A brief historical glimpse does show declining panic: in the 1999 Israeli election campaign, the Likud made television ads showing a scary, shaky hand (supposed to be Arafat) counting down the days until Palestine would declare a state. It was intended to evoke nightmares. In 2011, Israel was much more outspoken against – read, worried – about the UN bid than today. Now, there’s “resignation.” Fear seems to be diluted. But I do not believe this is because Israeli elites have come to accept the idea.

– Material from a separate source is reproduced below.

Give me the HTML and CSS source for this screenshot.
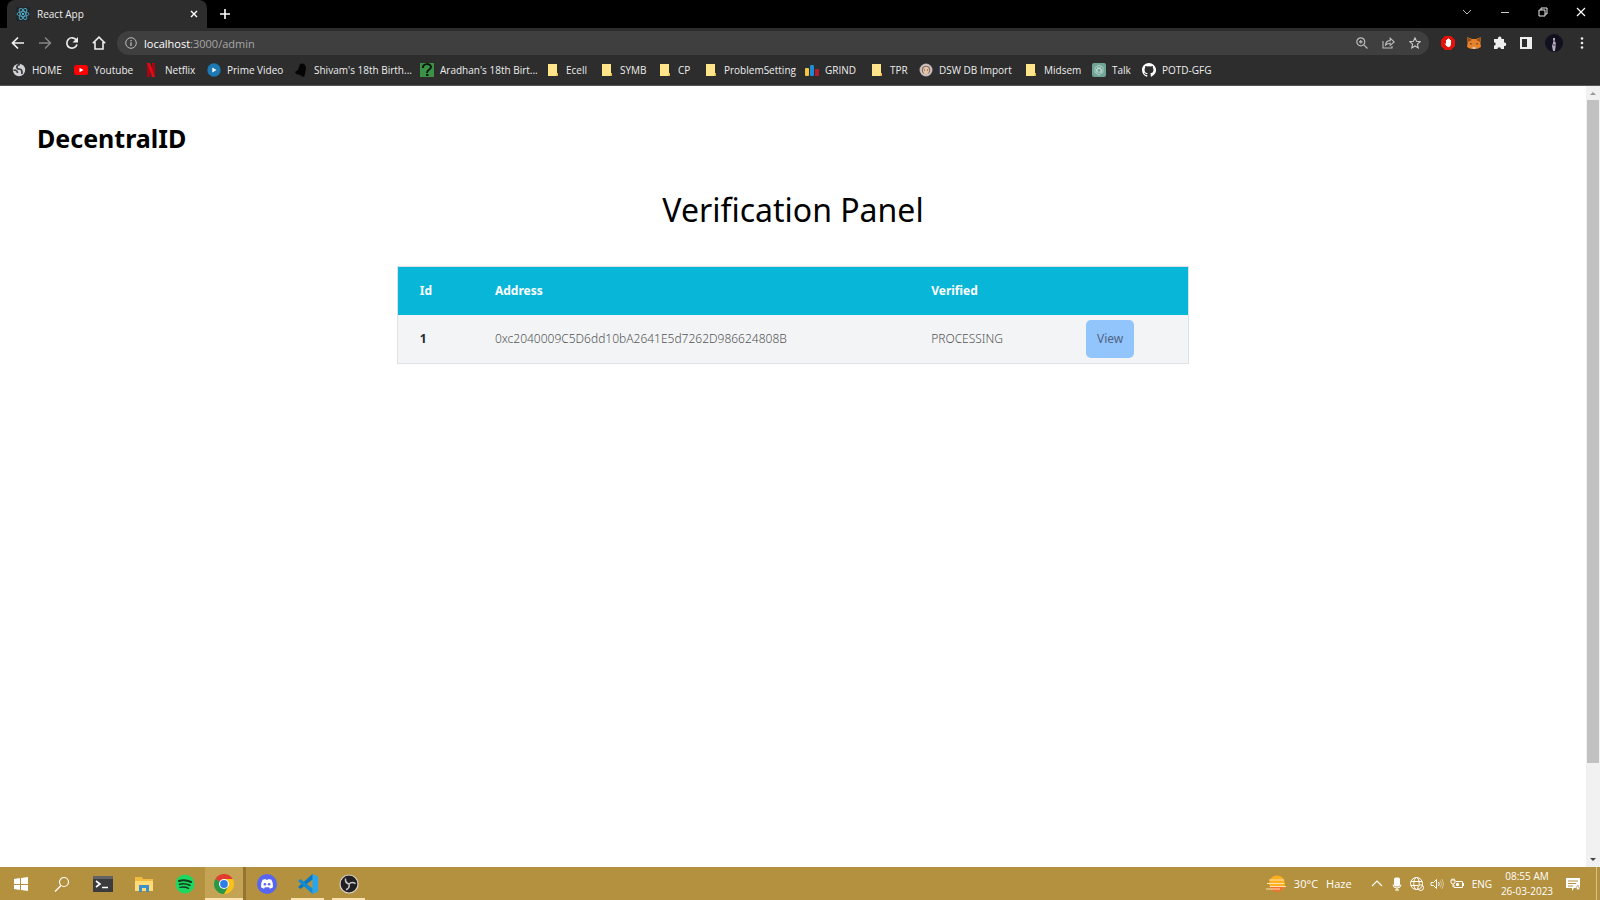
FILE: index.html
```html
<!DOCTYPE html>
<html lang="en">
<head>
<meta charset="utf-8">
<title>React App</title>
<link rel="stylesheet" href="styles.css">
</head>
<body>
<svg class="defs" width="0" height="0" aria-hidden="true">
  <symbol id="folder" viewBox="0 0 14 14"><path d="M2 1h9v10h1v2H2z" fill="#ffe48a"/><path d="M11 10h1v3h-2z" fill="#e9b949"/></symbol>
</svg>
<header class="browser">
  <div class="tabstrip">
    <div class="tab">
      <svg class="i14" viewBox="0 0 14 14" fill="none" stroke="#4f9fb5"><rect width="14" height="14" rx="2" fill="#20262b" stroke="none"/><ellipse cx="7" cy="7" rx="6" ry="2.4"/><ellipse cx="7" cy="7" rx="6" ry="2.4" transform="rotate(60 7 7)"/><ellipse cx="7" cy="7" rx="6" ry="2.4" transform="rotate(120 7 7)"/><circle cx="7" cy="7" r="1" fill="#61dafb" stroke="none"/></svg>
      <span class="tab-title">React App</span>
      <button class="icon-btn" aria-label="Close tab"><svg width="8" height="8" viewBox="0 0 8 8" stroke="#fff" stroke-width="1.4"><path d="M1 1l6 6M7 1L1 7"/></svg></button>
    </div>
    <button class="icon-btn new-tab" aria-label="New tab"><svg width="10" height="10" viewBox="0 0 10 10" stroke="#fff" stroke-width="1.6"><path d="M5 0v10M0 5h10"/></svg></button>
    <div class="window-controls">
      <button class="icon-btn" aria-label="Search tabs"><svg width="10" height="10" viewBox="0 0 10 10" fill="none" stroke="#bbb"><path d="M1 3l4 4 4-4"/></svg></button>
      <button class="icon-btn" aria-label="Minimize"><svg width="10" height="10" viewBox="0 0 10 10" stroke="#ccc"><path d="M1 5.500h8"/></svg></button>
      <button class="icon-btn" aria-label="Restore"><svg width="10" height="10" viewBox="0 0 10 10" fill="none" stroke="#eee"><path d="M1 3h6v6H1zM3 3V1h6v6H7"/></svg></button>
      <button class="icon-btn" aria-label="Close"><svg width="10" height="10" viewBox="0 0 10 10" stroke="#fff" stroke-width="1.200"><path d="M1 1l8 8M9 1L1 9"/></svg></button>
    </div>
  </div>
  <div class="toolbar">
    <nav class="nav-buttons" aria-label="Navigation">
      <button class="icon-btn" aria-label="Back"><svg class="i14" viewBox="0 0 14 14" fill="none" stroke="#f1f1f1" stroke-width="1.700"><path d="M13 7H2M7 1.500L1.500 7 7 12.500"/></svg></button>
      <button class="icon-btn" aria-label="Forward"><svg class="i14" viewBox="0 0 14 14" fill="none" stroke="#858585" stroke-width="1.500"><path d="M1 7h11M7 1.500L12.500 7 7 12.500"/></svg></button>
      <button class="icon-btn" aria-label="Reload"><svg class="i14" viewBox="0 0 14 14"><path d="M11.300 4A5.200 5.200 0 1 0 12 8.500" fill="none" stroke="#eee" stroke-width="1.700"/><path d="M13 1v5.500H7.500z" fill="#eee"/></svg></button>
      <button class="icon-btn" aria-label="Home"><svg class="i14" viewBox="0 0 14 14" fill="none" stroke="#eee" stroke-width="1.600"><path d="M.8 7.200L7 1.200l6.200 6M3 6v7h8V6"/></svg></button>
    </nav>
    <div class="omnibox">
      <svg width="12" height="12" viewBox="0 0 12 12" fill="none" stroke="#bbb"><circle cx="6" cy="6" r="5.300"/><path d="M6 5.200V9M6 3v1.200" stroke-width="1.300"/></svg>
      <a class="url" href="#"><span class="host">localhost</span>:3000/admin</a>
      <div class="omni-actions">
        <button class="icon-btn" aria-label="Zoom"><svg width="12" height="12" viewBox="0 0 12 12" fill="none" stroke="#bbb" stroke-width="1.200"><circle cx="4.800" cy="4.800" r="4"/><path d="M7.800 7.800l3.700 3.700M3 4.800h3.600M4.800 3v3.600"/></svg></button>
        <button class="icon-btn" aria-label="Share"><svg width="13" height="12" viewBox="0 0 13 12" fill="none" stroke="#bbb" stroke-width="1.100"><path d="M1 4v7h9V9M3.500 8c.3-3 2-4.300 4.700-4.400V1.200L12.200 5 8.200 8.300V6.200C6 6.200 4.800 6.700 3.500 8z"/></svg></button>
        <button class="icon-btn" aria-label="Bookmark"><svg width="12" height="12" viewBox="0 0 12 12" fill="none" stroke="#ccc" stroke-width="1.100"><path d="M6 .9l1.500 3.400 3.700.4-2.800 2.500.8 3.700L6 9l-3.200 1.900.8-3.700L.8 4.700l3.700-.4z"/></svg></button>
      </div>
    </div>
    <div class="extensions">
      <button class="icon-btn" aria-label="Ad blocker"><svg class="i14" viewBox="0 0 14 14"><path d="M4 0h6l4 4v6l-4 4H4l-4-4V4z" fill="#e3120b"/><path d="M3.500 7l1.500 1V4h1V3h1v-.5h1V3h1v1h1v4.500Q9.500 11 7.500 11.200 5.500 11 3.500 7z" fill="#fff"/></svg></button>
      <button class="icon-btn" aria-label="Wallet"><svg class="i14" viewBox="0 0 14 14"><path d="M0 1l5 2h4l5-2-.6 6 .6 4-3 1.500L9 13H5l-2-.5L0 11l.6-4z" fill="#e8822b"/><path d="M0 1l5 3-4 2zM14 1L9 4l4 2z" fill="#9a4d16"/><path d="M3 7l2.500 1-2 .6zM11 7L8.500 8l2 .6z" fill="#33312e"/><path d="M5.500 11h3L8 13H6z" fill="#d8cdc4"/></svg></button>
      <button class="icon-btn" aria-label="Extensions"><svg class="i14" viewBox="0 0 14 14"><path d="M1 3h4a1.800 1.800 0 1 1 3.400 0H11v3.500a1.800 1.800 0 1 1 0 3.500v3H8a1.800 1.800 0 0 0-3.600 0H1v-3.400a1.700 1.700 0 0 0 0-3.400z" fill="#eee"/></svg></button>
      <button class="icon-btn" aria-label="Side panel"><svg class="i14" viewBox="0 0 14 14"><path d="M1 1h12v12H1zM3 3v8h5V3z" fill="#eee" fill-rule="evenodd"/></svg></button>
      <button class="icon-btn" aria-label="Profile"><svg width="18" height="18" viewBox="0 0 18 18"><circle cx="9" cy="9" r="9" fill="#11101f"/><path d="M8 4h2v3l1 3-1 7H8L7 12l1-3z" fill="#b7a9bd"/><path d="M8 7h2M8 11h3" stroke="#503e55"/></svg></button>
      <button class="icon-btn" aria-label="Menu"><svg class="i14" viewBox="0 0 14 14" fill="#eee"><circle cx="7" cy="2.500" r="1.300"/><circle cx="7" cy="7" r="1.300"/><circle cx="7" cy="11.500" r="1.300"/></svg></button>
    </div>
  </div>
  <nav class="bookmarks" aria-label="Bookmarks">
    <a href="#"><svg class="i14" viewBox="0 0 14 14"><circle cx="7" cy="7" r="6.200" fill="#cfd1d4"/><path d="M8 1.500C4 2 4 6 7 6s3 2 3 5M1.500 7c2.500 0 4 .5 4 3" fill="none" stroke="#3a3b3e" stroke-width="1.700"/></svg>HOME</a>
    <a href="#"><svg class="i14" viewBox="0 0 14 14"><rect y="2" width="14" height="10" rx="2.500" fill="#f00"/><path d="M5.500 4.800L9.500 7l-4 2.200z" fill="#fff"/></svg>Youtube</a>
    <a href="#"><svg class="i14" viewBox="0 0 14 14"><path d="M2 0h3v14H2zM7 0h3v14H7z" fill="#a30812"/><path d="M2 0h3l5 14H7z" fill="#e50914"/></svg>Netflix</a>
    <a href="#"><svg class="i14" viewBox="0 0 14 14"><circle cx="7" cy="7" r="6.700" fill="#1d79b4"/><path d="M5.300 4.500L9.500 7l-4.200 2.500z" fill="#fff"/></svg>Prime Video</a>
    <a href="#"><svg class="i14" viewBox="0 0 14 14"><path d="M6 1Q11-1 12 5l-1 6-1 3-3-1-1-1-4-1-1-2 3-2z" fill="#050505"/></svg>Shivam's 18th Birth...</a>
    <a href="#"><svg class="i14" viewBox="0 0 14 14"><path d="M0 0h14v14H0z" fill="#3b9145"/><path d="M3 5c-1-5 8-5 8-1 0 3-4 2-4 6M6 12h2.500" fill="none" stroke="#0b180c" stroke-width="2"/></svg>Aradhan's 18th Birt...</a>
    <a href="#"><svg class="i14"><use href="#folder"/></svg>Ecell</a>
    <a href="#"><svg class="i14"><use href="#folder"/></svg>SYMB</a>
    <a href="#"><svg class="i14"><use href="#folder"/></svg>CP</a>
    <a href="#"><svg class="i14"><use href="#folder"/></svg>ProblemSetting</a>
    <a href="#"><svg class="i14" viewBox="0 0 14 14"><rect y="5" width="4" height="8" rx="1" fill="#f4c542"/><rect x="5" y="2" width="4" height="11" rx="1" fill="#1f8dd6"/><rect x="10" y="6" width="4" height="7" rx="1" fill="#b71c2c"/></svg>GRIND</a>
    <a href="#"><svg class="i14"><use href="#folder"/></svg>TPR</a>
    <a href="#"><svg class="i14" viewBox="0 0 14 14"><circle cx="7" cy="7" r="6.500" fill="#b9aeb2"/><circle cx="7" cy="7" r="5" fill="#8c6f60" stroke="#e5dfe0"/><ellipse cx="7" cy="7.500" rx="3" ry="3.700" fill="#e7c3a6"/><path d="M5 7h1M8 7h1" stroke="#554"/></svg>DSW DB Import</a>
    <a href="#"><svg class="i14"><use href="#folder"/></svg>Midsem</a>
    <a href="#"><svg class="i14" viewBox="0 0 14 14" fill="none" stroke="#d8ebe5"><rect width="14" height="14" rx="2" fill="#6fa596" stroke="none"/><path d="M7 2l4 2.300v5L7 12 3 9.500v-5zM5 4l4 2v4M9 4L5 6.500V10M7 5l2.500 1.500v2L7 9.500 4.500 8V6z" stroke-width=".6"/></svg>Talk</a>
    <a href="#"><svg class="i14" viewBox="0 0 16 16"><path fill="#fff" d="M8 0C3.580 0 0 3.580 0 8c0 3.540 2.290 6.530 5.470 7.590.4.070.55-.17.55-.38v-1.490c-2.010.37-2.530-.49-2.690-.94-.09-.23-.48-.94-.82-1.130-.28-.15-.68-.52-.01-.53.63-.01 1.080.58 1.230.82.72 1.210 1.870.87 2.330.66.07-.52.28-.87.51-1.070-1.780-.2-3.640-.89-3.640-3.950 0-.87.310-1.590.82-2.150-.08-.2-.36-1.020.08-2.120 0 0 .67-.21 2.200.82a7.500 7.500 0 0 1 4 0c1.530-1.040 2.200-.82 2.200-.82.44 1.100.16 1.920.08 2.120.51.56.82 1.270.82 2.150 0 3.070-1.870 3.750-3.650 3.950.29.25.54.73.54 1.480v2.200c0 .21.15.46.55.38A8 8 0 0 0 8 0z"/></svg>POTD-GFG</a>
  </nav>
</header>
<div class="viewport">
  <main class="page">
    <div class="brand">DecentralID</div>
    <h1>Verification Panel</h1>
    <table class="panel">
      <colgroup><col class="c-id"><col class="c-address"><col class="c-status"><col></colgroup>
      <thead><tr><th scope="col">Id</th><th scope="col">Address</th><th scope="col">Verified</th><td></td></tr></thead>
      <tbody><tr><th scope="row">1</th><td>0xc2040009C5D6dd10bA2641E5d7262D986624808B</td><td>PROCESSING</td><td><button class="view">View</button></td></tr></tbody>
    </table>
  </main>
  <div class="scrollbar" aria-hidden="true">
    <svg width="14" height="14" viewBox="0 0 14 14"><path d="M4 9l3-3 3 3z" fill="#999"/></svg>
    <div class="track"><div class="thumb"></div></div>
    <svg width="14" height="14" viewBox="0 0 14 14"><path d="M4 5l3 3 3-3z" fill="#444"/></svg>
  </div>
</div>
<footer class="taskbar">
  <button class="app" aria-label="Start"><svg class="i16" viewBox="0 0 16 16" fill="#fff"><path d="M1 3l6-1v6H1zM8 2l7-1v7H8zM1 9h6v5l-6-1zM8 9h7v6l-7-1z"/></svg></button>
  <button class="app" aria-label="Search"><svg class="i16" viewBox="0 0 16 16" fill="none" stroke="#fff" stroke-width="1.200"><circle cx="10" cy="6" r="4.500"/><path d="M7 9.500L1 15.500"/></svg></button>
  <button class="app" aria-label="Terminal"><svg class="i20" viewBox="0 0 20 20"><path d="M0 2h20v16H0z" fill="#3b3b3d"/><path d="M0 2h20v3H0z" fill="#626266"/><path d="M3 7l4 3-4 3M9 13.500h6" fill="none" stroke="#fff" stroke-width="1.600"/></svg></button>
  <button class="app" aria-label="File Explorer"><svg class="i20" viewBox="0 0 20 20"><path d="M1 3h7l1 2h10v12H1z" fill="#f1bb3f"/><path d="M1 7h18v10H1z" fill="#ffdc78"/><path d="M5 18v-7h10v7h-3v-4H8v4z" fill="#3c92ce"/></svg></button>
  <button class="app" aria-label="Spotify"><svg class="i20" viewBox="0 0 20 20" fill="none" stroke="#12391d" stroke-linecap="round"><circle cx="10" cy="10" r="9.500" fill="#1ed760" stroke="none"/><path d="M4 7q6-2 12 1" stroke-width="2"/><path d="M4.500 10.300q5-1.500 10.300 1" stroke-width="1.700"/><path d="M5 13.400q4.500-1 8.500 1" stroke-width="1.400"/></svg></button>
  <button class="app open active" aria-label="Chrome"><svg class="i20" viewBox="0 0 20 20"><path d="M10 10L1.340 5A10 10 0 0 1 18.660 5z" fill="#e33b2e"/><path d="M10 10V5h8.660A10 10 0 0 1 10 20z" fill="#fbc116"/><path d="M10 10l4.330 2.500L10 20A10 10 0 0 1 1.340 5z" fill="#279847"/><circle cx="10" cy="10" r="5" fill="#fff"/><circle cx="10" cy="10" r="3.900" fill="#2f7de9"/></svg></button>
  <button class="app" aria-label="Discord"><svg class="i20" viewBox="0 0 20 20"><circle cx="10" cy="10" r="10" fill="#5865f2"/><path d="M5.500 5.800L8.500 5l.5.800h2l.5-.8 3 .8Q16.500 9.500 16 13.300L13 14.800l-1-1.500H8l-1 1.500-3-1.500Q3.500 9.500 5.500 5.800z" fill="#fff"/><circle cx="7.900" cy="10.200" r="1.300" fill="#5865f2"/><circle cx="12.100" cy="10.200" r="1.300" fill="#5865f2"/></svg></button>
  <button class="app open" aria-label="Visual Studio Code"><svg class="i20" viewBox="0 0 20 20"><path d="M14.500 0L20 2.500v15L14.500 20z" fill="#27a5ee"/><path d="M14.500 0v5.500L2.500 15 0 13z" fill="#0879c5"/><path d="M14.500 20v-5.500L2.500 5 0 7z" fill="#138bd3"/></svg></button>
  <button class="app open" aria-label="OBS Studio"><svg class="i20" viewBox="0 0 20 20"><circle cx="10" cy="10" r="9" fill="#211f21" stroke="#d8d4d0" stroke-width="1.200"/><g fill="none" stroke="#c9c7c7" stroke-width="1.500"><path d="M10 10q-4-1-3.500-5.500"/><path d="M10 10q-4-1-3.500-5.500" transform="rotate(120 10 10)"/><path d="M10 10q-4-1-3.500-5.500" transform="rotate(240 10 10)"/></g></svg></button>
  <div class="tray">
    <div class="weather"><svg class="i20" viewBox="0 0 20 20"><circle cx="11" cy="9.500" r="8" fill="#fdb01e"/><path d="M4 13h14q-3 5-7 5t-7-5z" fill="#ef7134"/><path d="M3 6h15M1 9.500h17M4 12.500h16M0 15h14" stroke="#ffe0ae" stroke-width="1.200"/></svg><span>30°C</span><span>Haze</span></div>
    <div class="status">
      <svg width="14" height="14" viewBox="0 0 14 14" fill="none" stroke="#fff" stroke-width="1.200"><path d="M2 9l5-5 5 5"/></svg>
      <svg width="14" height="14" viewBox="0 0 14 14" fill="none" stroke="#fff"><rect x="4.500" y="1" width="5" height="8" rx="1" fill="#fff"/><path d="M3 7.500q0 3.500 4 3.500t4-3.500M7 11v2.500M5 13h4"/></svg>
      <svg width="14" height="14" viewBox="0 0 14 14" fill="none" stroke="#fff"><circle cx="6.500" cy="6.500" r="6"/><ellipse cx="6.500" cy="6.500" rx="2.700" ry="6"/><path d="M1 4.500h11M1 8.500h7"/><circle cx="10.700" cy="10.700" r="2.800" fill="#b3913e"/><path d="M9 12.500L12.500 9"/></svg>
      <svg width="14" height="14" viewBox="0 0 14 14" fill="none" stroke="#fff"><path d="M1 5.500h2.500l3-3v9l-3-3H1zM8.500 5q1.500 2 0 4"/><path d="M10.300 3.500q2.500 3.500 0 7M12 2q3 5 0 10" stroke="#d6c59b"/></svg>
      <svg width="14" height="14" viewBox="0 0 14 14" fill="none" stroke="#fff"><path d="M6 4.500h6.500v6H4V8M13.500 6v3M1 3h4v2q0 2-2 2T1 5zM2 1.500V3M4 1.500V3M3 7v3"/><path d="M6.500 8.500v-2h2v2z" fill="#fff"/></svg>
      <span class="lang">ENG</span>
    </div>
    <div class="clock"><time>08:55 AM</time><time>26-03-2023</time></div>
    <button class="icon-btn" aria-label="Notifications"><svg class="i14" viewBox="0 0 14 14"><path d="M0 1h14v10H8l-2 3v-3H0z" fill="#fff"/><path d="M2 4h10M2 6.500h8M2 9h5" stroke="#b3913e"/><path d="M12 8q-3 2-1 5 3 0 3-2-2 0-2-3z" fill="#fff" stroke="#b3913e" stroke-width=".7"/></svg></button>
  </div>
</footer>
</body>
</html>
```
FILE: styles.css
```css
* { box-sizing: border-box; }
body {
  margin: 0;
  min-height: 100vh;
  display: flex;
  flex-direction: column;
  background: #fff;
  font-family: "Open Sans", "Noto Sans", sans-serif;
}
button { font: inherit; border: 0; padding: 0; background: none; color: inherit; }
a { color: inherit; text-decoration: none; }
svg { display: block; flex: none; }
.defs { position: absolute; }
.i14 { width: 14px; height: 14px; }
.i16 { width: 16px; height: 16px; }
.i20 { width: 20px; height: 20px; }
.icon-btn { display: grid; place-items: center; }

.browser { background: #2d2d2d; color: #eee; font-size: 10px; border-bottom: 1px solid #555; }
.tabstrip { display: flex; align-items: center; height: 28px; padding-left: 7px; background: #000; }
.tab { display: flex; align-items: center; gap: 7px; width: 200px; height: 28px; padding: 0 9px; border-radius: 8px 8px 0 0; background: #2d2d2d; }
.tab-title { flex: 1; }
.new-tab { margin-left: 13px; }
.window-controls { display: flex; gap: 28px; margin-left: auto; padding: 0 14px 4px 0; }

.toolbar { display: flex; align-items: center; height: 30px; padding: 0 11px; }
.nav-buttons { display: flex; gap: 13px; }
.omnibox { flex: 1; display: flex; align-items: center; gap: 7px; height: 24px; margin-left: 11px; padding: 0 8px; border-radius: 12px; background: #3f3f3f; }
.url { flex: 1; font-size: 11px; color: #a6a6a6; }
.host { color: #fff; }
.omni-actions { display: flex; gap: 14px; }
.extensions { display: flex; align-items: center; gap: 12px; margin-left: 12px; }

.bookmarks {
  display: grid;
  grid-template-columns: 62px 71px 62px 87px 126px 126px 54px 58px 46px 101px 65px 49px 105px 68px 50px 80px;
  align-items: center;
  height: 27px;
  padding: 0 12px 3px;
}
.bookmarks a { display: flex; align-items: center; gap: 6px; white-space: nowrap; }

.viewport { flex: 1; display: flex; }
.page { flex: 1; padding: 34px 37px; font-family: "Noto Sans", sans-serif; }
.brand { font-size: 25px; font-weight: 700; line-height: 36px; color: #000; }
h1 { margin: 32px 0 34px; text-align: center; font-size: 32px; font-weight: 400; line-height: 44px; color: #000; }
.panel { width: 52.4%; margin: 0 auto; border: 1px solid #dee2e6; border-spacing: 0; table-layout: fixed; font-size: 12px; line-height: 20px; text-align: left; background: #f2f4f6; }
.c-id { width: 9.5%; }
.c-address { width: 55.2%; }
.c-status { width: 19.6%; }
.panel th, .panel td { height: 48px; padding: 0 22px; color: #222b33; }
.panel td { font-weight: 300; color: #555; }
.panel thead th, .panel thead td { background: #08b6d8; color: #fff; }
.view { display: block; height: 38px; padding: 0 11px; border-radius: 5px; background: #93c5fd; color: #4d6484; font-weight: 400; }

.scrollbar { display: flex; flex-direction: column; width: 14px; background: #f1f1f1; }
.track { flex: 1; padding: 0 1px; }
.thumb { height: 88%; background: #c1c1c1; }

.taskbar { display: flex; height: 33px; background: #b3913e; color: #fff; font-size: 11px; }
.app { display: grid; place-items: center; width: 41px; }
.app.open { background: linear-gradient(#fce3b0, #fce3b0) center bottom / 33px 2px no-repeat; }
.app.active { background: linear-gradient(#fce3b0, #fce3b0) center bottom / 100% 2px no-repeat, #c4a355; border-right: 3px solid #92762f; }
.tray { display: flex; align-items: center; margin-left: auto; padding-right: 16px; border-right: 1px solid #d6c08b; margin-right: 3px; }
.weather { display: flex; align-items: center; gap: 8px; margin-right: 18px; }
.status { display: flex; align-items: center; gap: 6px; }
.lang { font-size: 10px; margin-left: 2px; }
.clock { display: flex; flex-direction: column; align-items: center; width: 54px; margin: 0 12px 0 8px; font-size: 10px; line-height: 15px; white-space: nowrap; }
```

Rather, as many Palestinians fear, I believe it reflects the current Israeli government’s overall plan to dissolve any remaining physical and conceptual basis for a Palestinian state. This is the best and perhaps only explanation for the government’s lengthy delegitimization of the Fatah leadership, the relentless and explicit policy of separation of Gaza and the West Bank, which is physical and, the government probably hopes, conceptual. The “Israel-Gaza” war was a good way to try and change perceptions (it was a conflict with Gaza, not the Palestinians), and get Egypt to take some responsibility for Gaza. The shifting frame became a new manifestation of the idea that “Palestine” can be broken up like crackers in soup: Gaza is Egypt’s charge, and only small enclaves of autonomy in the West Bank remain, circumscribed by Israeli military law. Notably, on the very same day as the vote, the president of the military court in the West Bank called to impose Israeli law over the whole West Bank – one small bite into the separation problem, and a giant leap towards an Israeli-dominated one-state reality.

Israel probably now hopes that following the war, the notion of “Palestine” has no real meaning on the ground. In calling the UN vote “diplomatic theater,” it certainly hopes that the vote will be “merely” symbolic. History may have other things in mind.